GOAL OF THE EXERCISE: Look through the data below and return each line where "this" appears.

EXCERPTED DATA:
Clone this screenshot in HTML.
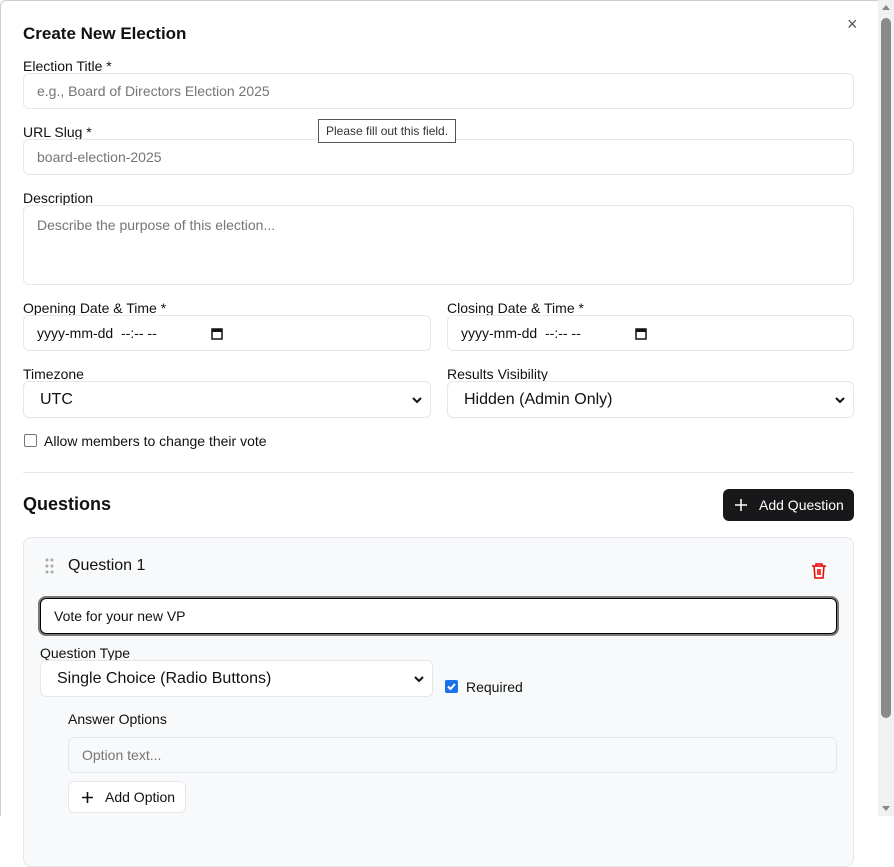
<!DOCTYPE html>
<html><head><style>
*{box-sizing:border-box;margin:0;padding:0}
body{width:894px;height:816px;overflow:hidden;background:#fff;font-family:"Liberation Sans",Arial,sans-serif;color:#111;position:relative}
.a{position:absolute}
.lbl{position:absolute;font-size:14px;color:#111}
.inp{position:absolute;border:1px solid #e5e7eb;border-radius:6px;background:#fff;font-size:14px;color:#757575;padding-left:13px;display:flex;align-items:center}
.sel{position:absolute;border:1px solid #e5e7eb;border-radius:6px;background:#fff;font-size:16px;color:#111;padding-left:16px;display:flex;align-items:center}
.chev{position:absolute;right:8px;top:50%;margin-top:-4px}
</style></head><body>
<div class="a" style="left:0;top:0;width:878px;height:816px;border-top:1px solid #ccc;border-left:1px solid #ccc;border-radius:6px 0 0 0"></div>
<div class="a" style="left:878px;top:0;width:16px;height:816px;background:#f1f1f1"></div>
<div class="a" style="left:881px;top:18px;width:10px;height:700px;background:#8a8a8a;border-radius:5px"></div>
<div class="a" style="left:882px;top:806px;width:0;height:0;border-left:4px solid transparent;border-right:4px solid transparent;border-top:5px solid #888"></div>
<div class="a" style="left:882px;top:5px;width:0;height:0;border-left:4px solid transparent;border-right:4px solid transparent;border-bottom:5px solid #888"></div>

<div class="a" style="left:847px;top:14px;font-size:18px;color:#555">×</div>
<div class="a" style="left:23px;top:24px;font-size:17px;font-weight:bold">Create New Election</div>

<div class="lbl" style="left:23px;top:58px">Election Title *</div>
<div class="inp" style="left:23px;top:73px;width:831px;height:36px">e.g., Board of Directors Election 2025</div>

<div class="lbl" style="left:23px;top:124px">URL Slug *</div>
<div class="inp" style="left:23px;top:139px;width:831px;height:36px">board-election-2025</div>

<div class="a" style="left:318px;top:119px;width:138px;height:24px;border:1px solid #555;background:#fff;font-size:12px;color:#333;padding:4px 0 0 7px">Please fill out this field.</div>

<div class="lbl" style="left:23px;top:190px">Description</div>
<div class="inp" style="left:23px;top:205px;width:831px;height:80px;align-items:flex-start;padding-top:11px">Describe the purpose of this election...</div>

<div class="lbl" style="left:23px;top:300px">Opening Date &amp; Time *</div>
<div class="inp" style="left:23px;top:315px;width:408px;height:36px;color:#111;white-space:pre">yyyy-mm-dd  --:-- --<svg class="a" style="left:187px;top:11px" width="12" height="13" viewBox="0 0 12 13"><rect x="1" y="2" width="10" height="10" fill="none" stroke="#111" stroke-width="1.5"/><rect x="1" y="2" width="10" height="3" fill="#111"/></svg></div>
<div class="lbl" style="left:447px;top:300px">Closing Date &amp; Time *</div>
<div class="inp" style="left:447px;top:315px;width:407px;height:36px;color:#111;white-space:pre">yyyy-mm-dd  --:-- --<svg class="a" style="left:187px;top:11px" width="12" height="13" viewBox="0 0 12 13"><rect x="1" y="2" width="10" height="10" fill="none" stroke="#111" stroke-width="1.5"/><rect x="1" y="2" width="10" height="3" fill="#111"/></svg></div>

<div class="lbl" style="left:23px;top:366px">Timezone</div>
<div class="sel" style="left:23px;top:381px;width:408px;height:37px;padding-left:16px">UTC<svg class="chev" width="10" height="8" viewBox="0 0 10 8"><path d="M1 2l4 4 4-4" fill="none" stroke="#111" stroke-width="2"/></svg></div>
<div class="lbl" style="left:447px;top:366px">Results Visibility</div>
<div class="sel" style="left:447px;top:381px;width:407px;height:37px">Hidden (Admin Only)<svg class="chev" width="10" height="8" viewBox="0 0 10 8"><path d="M1 2l4 4 4-4" fill="none" stroke="#111" stroke-width="2"/></svg></div>

<div class="a" style="left:24px;top:434px;width:13px;height:13px;border:1px solid #767676;border-radius:2px;background:#fff"></div>
<div class="lbl" style="left:44px;top:433px">Allow members to change their vote</div>

<div class="a" style="left:23px;top:472px;width:831px;height:1px;background:#e5e7eb"></div>

<div class="a" style="left:23px;top:494px;font-size:18px;font-weight:bold">Questions</div>
<div class="a" style="left:723px;top:489px;width:131px;height:32px;background:#18181b;border-radius:6px;color:#fff;font-size:14px;display:flex;align-items:center;padding-left:12px"><svg width="12" height="12" viewBox="0 0 12 12" style="margin-right:12px"><path d="M6 0v12M0 6h12" stroke="#fff" stroke-width="1.5"/></svg>Add Question</div>

<div class="a" style="left:23px;top:537px;width:831px;height:330px;background:#f8f9fa;border:1px solid #e5e7eb;border-radius:8px"></div>
<svg class="a" style="left:45px;top:558px" width="10" height="16" viewBox="0 0 10 16"><g fill="#aaa"><circle cx="2" cy="2" r="1.5"/><circle cx="7" cy="2" r="1.5"/><circle cx="2" cy="8" r="1.5"/><circle cx="7" cy="8" r="1.5"/><circle cx="2" cy="14" r="1.5"/><circle cx="7" cy="14" r="1.5"/></g></svg>
<div class="a" style="left:68px;top:557px;font-size:16px">Question 1</div>
<svg class="a" style="left:811px;top:562px" width="16" height="17" viewBox="0 0 16 17"><g fill="none" stroke="#e00" stroke-width="1.5"><path d="M1 4h14M5 4V2h6v2M3 4l1 12h8l1-12M7 7v6M9 7v6"/></g></svg>

<div class="a" style="left:38px;top:596px;width:801px;height:40px;border:2px solid #777;border-radius:8px"></div>
<div class="a" style="left:40px;top:598px;width:797px;height:36px;border:1.5px solid #000;border-radius:6px;background:#fff;font-size:14px;padding:9px 0 0 13px">Vote for your new VP</div>

<div class="lbl" style="left:40px;top:645px">Question Type</div>
<div class="sel" style="left:40px;top:660px;width:393px;height:37px">Single Choice (Radio Buttons)<svg class="chev" width="10" height="8" viewBox="0 0 10 8"><path d="M1 2l4 4 4-4" fill="none" stroke="#111" stroke-width="2"/></svg></div>
<div class="a" style="left:445px;top:680px;width:13px;height:13px;background:#1a73e8;border-radius:2px"><svg width="13" height="13" viewBox="0 0 13 13" style="display:block"><path d="M3 6.5l2.5 2.5 4.5-5" fill="none" stroke="#fff" stroke-width="2"/></svg></div>
<div class="lbl" style="left:466px;top:679px">Required</div>

<div class="lbl" style="left:68px;top:711px">Answer Options</div>
<div class="inp" style="left:68px;top:737px;width:769px;height:36px;background:#f8f9fa">Option text...</div>
<div class="a" style="left:68px;top:781px;width:118px;height:32px;background:#fff;border:1px solid #e5e7eb;border-radius:6px;font-size:14px;display:flex;align-items:center;padding-left:13px"><svg width="11" height="11" viewBox="0 0 11 11" style="margin-right:12px"><path d="M5.5 0v11M0 5.5h11" stroke="#111" stroke-width="1.6"/></svg>Add Option</div>
</body></html>
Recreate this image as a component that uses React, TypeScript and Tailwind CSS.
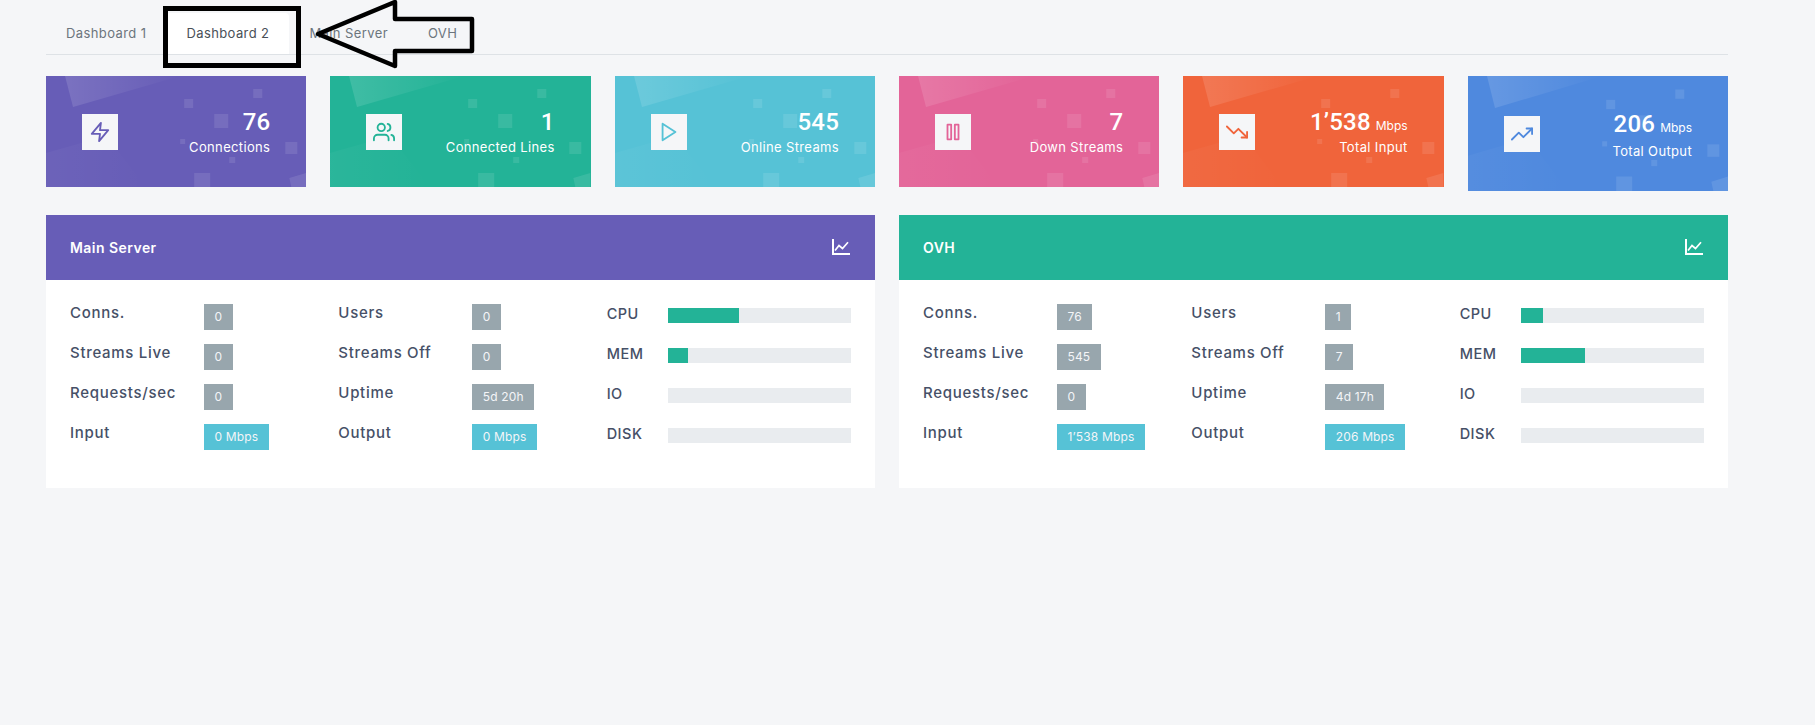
const sans = "font-['Inter','Liberation_Sans',sans-serif]";

function Feather({ color, children }: { color: string; children: React.ReactNode }) {
  return (
    <svg width="22" height="22" viewBox="0 0 24 24" fill="none" stroke={color} strokeWidth="2" strokeLinecap="round" strokeLinejoin="round">
      {children}
    </svg>
  );
}

function Art() {
  return (
    <svg className="absolute inset-0 w-full h-full" viewBox="0 0 260 111" preserveAspectRatio="none" fill="#fff">
      <defs>
        <linearGradient id="fade" x1="0" x2="1" y1="0" y2="0">
          <stop offset="0" stopColor="#fff" stopOpacity="0.13" />
          <stop offset="1" stopColor="#fff" stopOpacity="0" />
        </linearGradient>
        <linearGradient id="fade2" x1="0" x2="1" y1="0" y2="0">
          <stop offset="0" stopColor="#fff" stopOpacity="0.035" />
          <stop offset="1" stopColor="#fff" stopOpacity="0" />
        </linearGradient>
      </defs>
      <polygon points="19,0 134,0 27,31" fill="url(#fade)" />
      <polygon points="0,77 60,60 100,111 0,111" fill="url(#fade2)" />
      <g fillOpacity="0.1">
        <rect x="207" y="13" width="9" height="9" />
        <rect x="138" y="23" width="9" height="9" />
        <rect x="168" y="38" width="14" height="14" />
        <rect x="239" y="66" width="12" height="12" />
        <rect x="134" y="63" width="5" height="5" />
        <rect x="183" y="81" width="6" height="6" />
        <rect x="148" y="97" width="16" height="14" />
        <polygon points="243,102 260,97 260,111 245,111" />
      </g>
    </svg>
  );
}

type CardT = {
  bg: string; color: string; value: string; unit?: string; label: string; tall?: boolean; icon: React.ReactNode;
};

const cards: CardT[] = [
  { bg: "bg-[#675db7]", color: "#675db7", value: "76", label: "Connections",
    icon: <polygon points="13 2 3 14 12 14 11 22 21 10 12 10 13 2" /> },
  { bg: "bg-[#23b397]", color: "#23b397", value: "1", label: "Connected Lines",
    icon: <><path d="M17 21v-2a4 4 0 0 0-4-4H5a4 4 0 0 0-4 4v2" /><circle cx="9" cy="7" r="4" /><path d="M23 21v-2a4 4 0 0 0-3-3.87" /><path d="M16 3.13a4 4 0 0 1 0 7.75" /></> },
  { bg: "bg-[#56c2d6]", color: "#56c2d6", value: "545", label: "Online Streams",
    icon: <polygon points="5 3 19 12 5 21 5 3" /> },
  { bg: "bg-[#e36498]", color: "#e36498", value: "7", label: "Down Streams",
    icon: <><rect x="6" y="4" width="4" height="16" /><rect x="14" y="4" width="4" height="16" /></> },
  { bg: "bg-[#f0643b]", color: "#f0643b", value: "1’538", unit: "Mbps", label: "Total Input",
    icon: <><polyline points="23 18 13.5 8.5 8.5 13.5 1 6" /><polyline points="17 18 23 18 23 12" /></> },
  { bg: "bg-[#4f89de]", color: "#4f89de", value: "206", unit: "Mbps", label: "Total Output", tall: true,
    icon: <><polyline points="23 6 13.5 15.5 8.5 10.5 1 18" /><polyline points="17 6 23 6 23 12" /></> },
];

function StatCard({ c }: { c: CardT }) {
  return (
    <div className={`relative overflow-hidden self-start flex items-center justify-between pl-9 pr-9 ${c.tall ? "h-[115px]" : "h-[111px]"} ${c.bg}`}>
      <Art />
      <div className="relative w-9 h-9 bg-[#f5f6f8] flex items-center justify-center shrink-0">
        <Feather color={c.color}>{c.icon}</Feather>
      </div>
      <div className={`relative text-right text-white mt-[2px] ${c.tall ? "pb-[2px]" : "pb-[4px]"}`}>
        <div className="h-[34px] leading-[34px] font-['Roboto',sans-serif] font-medium text-[24px] tracking-[0.2px]">
          {c.value}
          {c.unit && <span className={`${sans} font-normal text-[12px] ml-[5px] tracking-normal`}>{c.unit}</span>}
        </div>
        <div className={`${sans} text-[13px] leading-[20px] tracking-[0.35px] ${c.tall ? "mt-0" : "-mt-[2px]"}`}>{c.label}</div>
      </div>
    </div>
  );
}

function Badge({ text, info }: { text: string; info?: boolean }) {
  return (
    <span className={`${sans} h-[26px] px-[10.5px] inline-flex items-center text-[12px] tracking-[0.15px] text-[#f4f5f8] ${info ? "bg-[#56c2d6]" : "bg-[#98a6ad]"}`}>
      {text}
    </span>
  );
}

function StatRow({ label, value, info }: { label: string; value: string; info?: boolean }) {
  return (
    <div className="flex items-start h-[26px]">
      <div className={`${sans} w-[134px] shrink-0 text-[15px] leading-[18px] font-medium tracking-[0.7px] text-[#465067]`}>{label}</div>
      <Badge text={value} info={info} />
    </div>
  );
}

function Bar({ label, pct }: { label: string; pct: number }) {
  return (
    <div className="flex items-start h-[26px]">
      <div className={`${sans} w-[61px] shrink-0 text-[14.5px] leading-[20px] font-medium tracking-[0.5px] text-[#465067]`}>{label}</div>
      <div className="flex-1 h-[15px] mt-[4px] bg-[#e9ecef]">
        <div className="h-full bg-[#23b397]" style={{ width: `${pct}%` }} />
      </div>
    </div>
  );
}

type PanelT = {
  title: string; bg: string;
  col1: string[]; col2: string[]; cpu: number; mem: number;
};

function Panel({ p }: { p: PanelT }) {
  const l1 = ["Conns.", "Streams Live", "Requests/sec", "Input"];
  const l2 = ["Users", "Streams Off", "Uptime", "Output"];
  return (
    <div className="bg-white">
      <div className={`${p.bg} h-[65px] pl-6 pr-6 flex items-center justify-between`}>
        <div className={`${sans} text-white text-[14px] font-semibold tracking-[0.45px]`}>{p.title}</div>
        <svg width="18" height="16" viewBox="0 0 18 16" fill="none" stroke="#fff" className="mr-[1px] -mt-[2px]">
          <path d="M1 0v15H18" strokeWidth="2" />
          <path d="M3 11.5l4-5 3.5 3L16 3.2" strokeWidth="1.7" />
        </svg>
      </div>
      <div className="grid grid-cols-3 gap-x-6 pl-6 pr-6 pt-6 pb-[38px]">
        <div className="flex flex-col gap-[14px]">
          {l1.map((l, i) => <StatRow key={l} label={l} value={p.col1[i]} info={i === 3} />)}
        </div>
        <div className="flex flex-col gap-[14px]">
          {l2.map((l, i) => <StatRow key={l} label={l} value={p.col2[i]} info={i === 3} />)}
        </div>
        <div className="flex flex-col gap-[14px]">
          <Bar label="CPU" pct={p.cpu} />
          <Bar label="MEM" pct={p.mem} />
          <Bar label="IO" pct={0} />
          <Bar label="DISK" pct={0} />
        </div>
      </div>
    </div>
  );
}

const panels: PanelT[] = [
  { title: "Main Server", bg: "bg-[#675db7]", col1: ["0", "0", "0", "0 Mbps"], col2: ["0", "0", "5d 20h", "0 Mbps"], cpu: 38.8, mem: 10.9 },
  { title: "OVH", bg: "bg-[#23b397]", col1: ["76", "545", "0", "1’538 Mbps"], col2: ["1", "7", "4d 17h", "206 Mbps"], cpu: 12, mem: 35 },
];

const tabs = ["Dashboard 1", "Dashboard 2", "Main Server", "OVH"];

export default function App() {
  return (
    <div className="relative min-h-[725px] bg-[#f5f6f8] pl-[46px] pr-[87px] pt-[13px]">
      <div className="flex border-b border-[#dee2e6] h-[42px]">
        {tabs.map((t, i) => (
          <div
            key={t}
            className={`${sans} px-5 flex items-center text-[13px] tracking-[0.4px] rounded-t-[4px] ${i === 1 ? "bg-white text-[#495057]" : "text-[#6c757d]"}`}
          >
            {t}
          </div>
        ))}
      </div>

      <div className="grid grid-cols-6 gap-6 mt-[21px]">
        {cards.map((c) => <StatCard key={c.label} c={c} />)}
      </div>

      <div className="grid grid-cols-2 gap-6 mt-6">
        {panels.map((p) => <Panel key={p.title} p={p} />)}
      </div>

      {/* annotation drawn over the page */}
      <div className="absolute left-[163px] top-[6px] w-[138px] h-[62px] border-[5px] border-black pointer-events-none" />
      <svg className="absolute left-[310px] top-0 pointer-events-none" width="170" height="72" fill="none">
        <polygon points="8,34 85,2 85,19 162,19 162,51 85,51 85,66" stroke="#000" strokeWidth="4.5" strokeLinejoin="round" />
      </svg>
    </div>
  );
}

PROBLEM SOLUTION:
Clone this screenshot in HTML.
<div class="a" style="left:318px;top:119px;width:138px;height:24px;border:1px solid #555;background:#fff;font-size:12px;color:#333;padding:4px 0 0 7px">Please fill out this field.</div>
<div class="inp" style="left:23px;top:205px;width:831px;height:80px;align-items:flex-start;padding-top:11px">Describe the purpose of this election...</div>
Recreate this image as a component that uses React, TypeScript and Tailwind CSS.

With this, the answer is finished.